In CloudWatch you should now see new metrics starting to appear. The metrics provided by the metrics extension resemble
those provided by Elastic Load Balancing:

*Note: Metrics exported to CloudWatch will have a prefix of `envoy.appmesh.` (or `envoy_appmesh_` depending on the metrics
format you are using to export to CloudWatch).
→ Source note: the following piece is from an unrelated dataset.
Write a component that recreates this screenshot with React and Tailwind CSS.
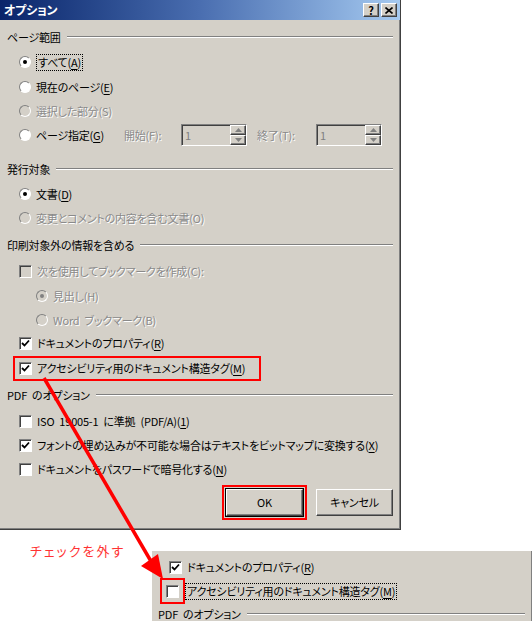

Sections below will cover ways to configure this.*

### Metrics Related to Inbound/Ingress Traffic

| Metric                | Description                                                   | Dimensions                                 |
| --------------------- | ------------------------------------------------------------- | ------------------------------------------ |
| ActiveConnectionCount | Number of active TCP connections.                             | Mesh, VirtualNode<br/>Mesh, VirtualGateway |
| NewConnectionCount    | Number of TCP connections created.                            | Mesh, VirtualNode<br/>Mesh, VirtualGateway |
| ProcessedBytes        | Total TCP bytes sent to and received from downstream clients. | Mesh, VirtualNode<br/>Mesh, VirtualGateway | 
| RequestCount          | The number of processed HTTP requests.                        | Mesh, VirtualNode<br/>Mesh, VirtualGateway | 
| GrpcRequestCount      | The number of processed gPRC requests.                        | Mesh, VirtualNode<br/>Mesh, VirtualGateway |

### Metrics Related to Outbound/Egress Traffic

| Metric                    | Description                                                                                               | Dimensions                                                                                                                   |
| ------------------------- | --------------------------------------------------------------------------------------------------------- | ---------------------------------------------------------------------------------------------------------------------------- |
| TargetProcessedBytes      | Total TCP bytes sent to and received from upstream targets.                                               | Mesh, VirtualNode, TargetVirtualService, TargetVirtualNode<br/>Mesh, VirtualGateway, TargetVirtualService, TargetVirtualNode |
| HTTPCode_Target_2XX_Count | The number of HTTP requests to an upstream target that resulted in a 2xx HTTP response.                   | Mesh, VirtualNode, TargetVirtualService, TargetVirtualNode<br/>Mesh, VirtualGateway, TargetVirtualService, TargetVirtualNode |
| HTTPCode_Target_3XX_Count | The number of HTTP requests to an upstream target that resulted in a 3xx HTTP response.                   | Mesh, VirtualNode, TargetVirtualService, TargetVirtualNode<br/>Mesh, VirtualGateway, TargetVirtualService, TargetVirtualNode |
| HTTPCode_Target_4XX_Count | The number of HTTP requests to an upstream target that resulted in a 4xx HTTP response.                   | Mesh, VirtualNode, TargetVirtualService, TargetVirtualNode<br/>Mesh, VirtualGateway, TargetVirtualService, TargetVirtualNode |
| HTTPCode_Target_5XX_Count | The number of HTTP requests to an upstream target that resulted in a 5xx HTTP response.                   | Mesh, VirtualNode, TargetVirtualService, TargetVirtualNode<br/>Mesh, VirtualGateway, TargetVirtualService, TargetVirtualNode |
| RequestCountPerTarget     | The number of requests sent to an upstream target.                                                        | Mesh, VirtualNode, TargetVirtualService, TargetVirtualNode<br/>Mesh, VirtualGateway, TargetVirtualService, TargetVirtualNode |
| TargetResponseTime        | The time elapsed from when a request is made to an upstream target to when the full response is received. | Mesh, VirtualNode, TargetVirtualService, TargetVirtualNode<br/>Mesh, VirtualGateway, TargetVirtualService, TargetVirtualNode |

![Upstream requests from djapp](./images/djapp-v2-cloudwatch-metrics.png)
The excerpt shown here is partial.